Just as for the original wool, the fish will actually move a long way to pick up static examples, and fished on a rolling dead drift, close to, or on the bottom, or even twitched and retrieved, it enjoys phenomenal success. You can add plastic backs, and various ribbings, and even hackles if you wish, but they don't actually make a lot of difference. The fly is simple and very robust indeed. I have had hundreds of fish on this simple fly. Often several dozen in a day.

Here is a pattern and the mix:

Hook, size 16 to size 6 long shank!
Underbody 1. Lead wire, Overwound with thread, and varnished.
Underbody 2. Silver lurex. Best over the "damp" varnish.
Body. Dubbing made of the following mixture.
Rib. gold (brass) wire.

Add two pinches of teal blue hare fur (or soft seals fur), one pinch of hot orange hare fur (or soft seal fur), and one pinch of crimson hare fur (or soft seal fur), to twenty pinches of pre-blended fawn hare body guard fur.
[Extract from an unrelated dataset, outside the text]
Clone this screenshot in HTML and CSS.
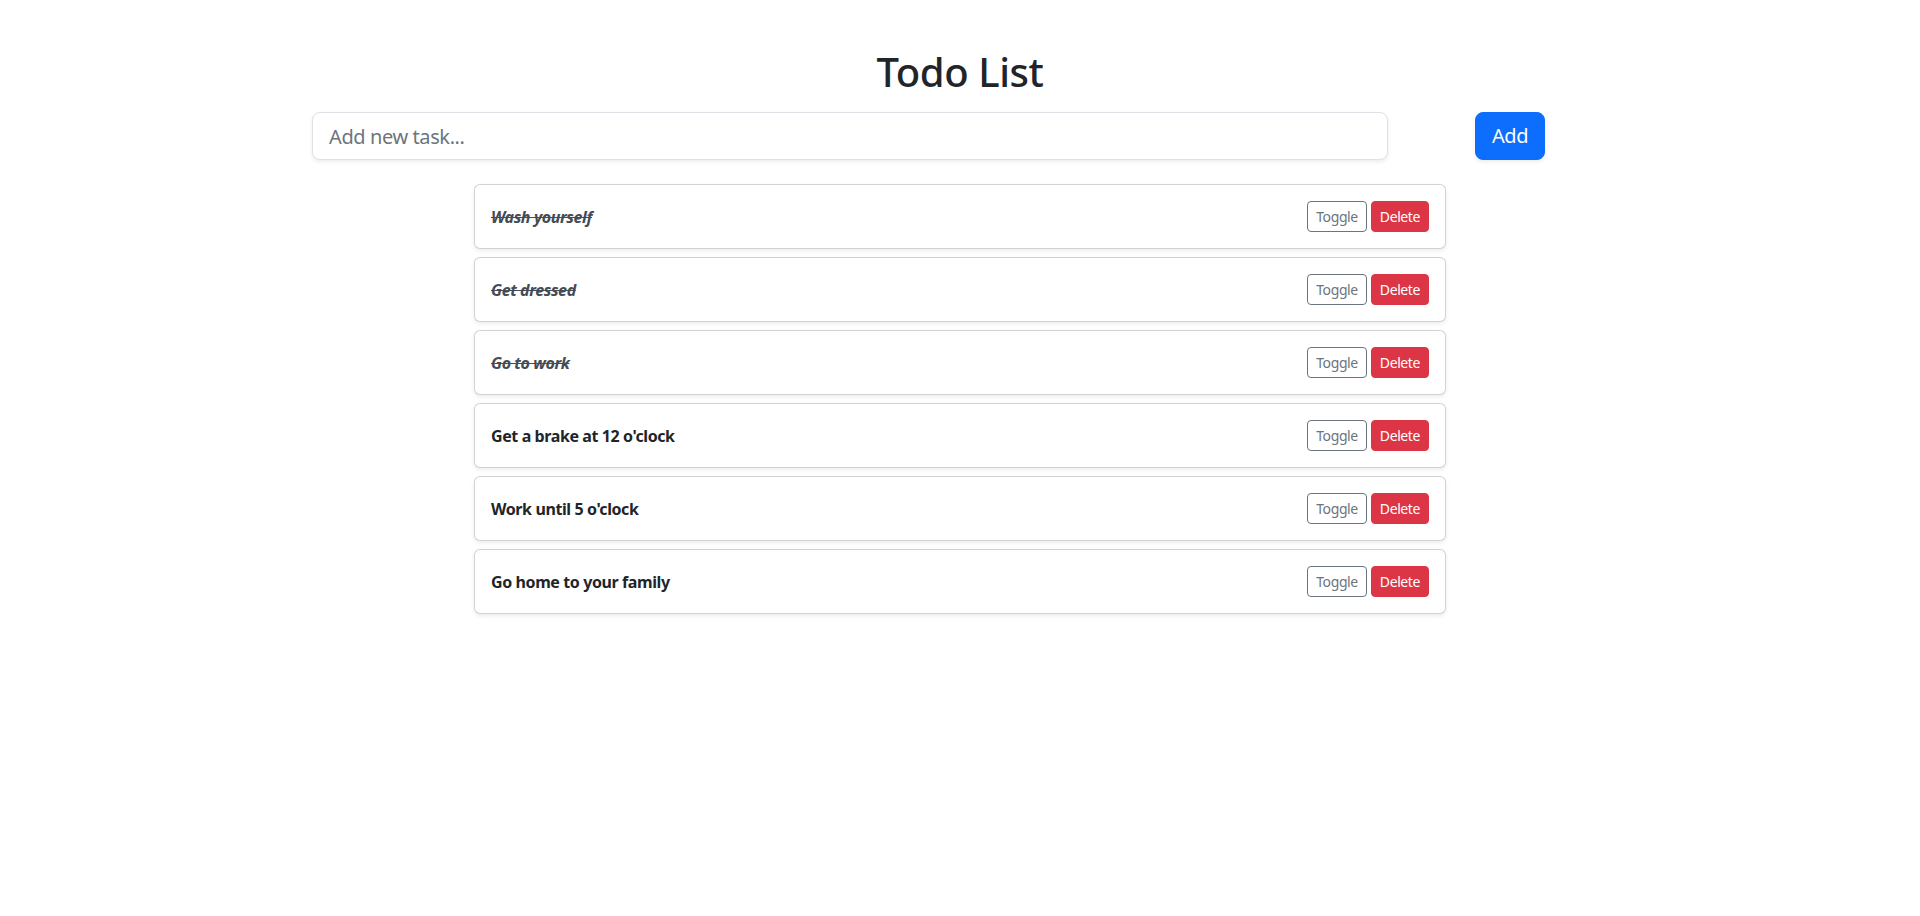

Blend well so that the colours "disappear" in the general fawn colour. You can dub sparingly, keeping the fly slim, but still covering the lurex. Or you can dub a bit more heavily, and brush the fly to shape afterwards. The lead underbody must be varnished (nail polish) before winding the lurex and dubbing, as it will otherwise bleed and ruin the fly quite quickly.

This rather weird purply brown colour is very attractive to grayling, (and trout!), and they will actually pick it up off the bottom. The lurex is necessary to make it "shine" when wet. It will probably work with a white painted hookshank as well, if you prefer lighter flies, but it is most effective on the bottom. Doubtless there are other effective mixes, but this one works well. A version with a pinch each of bright green, bright yellow and dark red/brown dubbing added to ten pinches of hare body fur, works very well for trout in summer, and a version with white Anton mixed in the same hare dubbing (White, not transparent) works well as a shrimp pattern in the ocean.

I did have a few cards of the original 477 yarn, which I bought at a sewing shop which had old stock. I used these up long ago though, and the dubbing mix has proved a successful substitute for the yarn.